Posto isto, a pergunta que se impõe é: depois de seguir todos estes passos, estarão as organizações realmente prontas? Estará o caminho bem traçado, como uma reta, sem obstáculos? A resposta, muito provavelmente, é não. O percurso para a conformidade pode (e deve) começar de forma progressiva, por exemplo, com projetos-piloto centrados em áreas críticas, como recursos humanos ou atendimento ao cliente. Estas iniciativas permitem testar a abordagem e a metodologia, avaliar a maturidade interna e ganhar experiência prática antes de uma implementação mais ampla.
O regulamento consagra também princípios fundamentais como explainability, a transparência, a robustez técnica e a responsabilização, com uma abordagem centrada no utilizador. Também visa garantir a interoperabilidade com outras legislações europeias, alinhando-se com os valores da União Europeia e complementando outros instrumentos normativos como o RGPD. Em particular, os sistemas de IA devem ser concebidos de acordo com os princípios de minimização e proporcionalidade no tratamento de dados.

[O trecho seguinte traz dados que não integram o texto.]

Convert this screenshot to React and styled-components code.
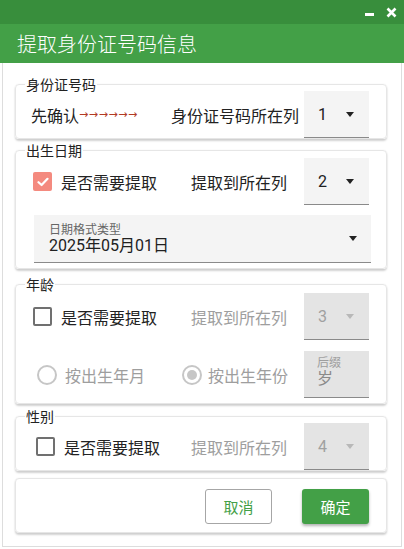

Por todo o exposto, concluímos que a IA não é um destino, mas sim um percurso exigente. E, neste itinerário, a conformidade não representa um fim em si mesma, mas antes uma bússola ética e operacional, orientada e fortalecida pelo AI Act e pela ISO/IEC 42001:2023. Cabe, assim, a cada organização decidir se vai confiar apenas na intuição e circular livremente sem mapa, ou se pretende investir num sistema de navegação fiável – ético, transparente e seguro.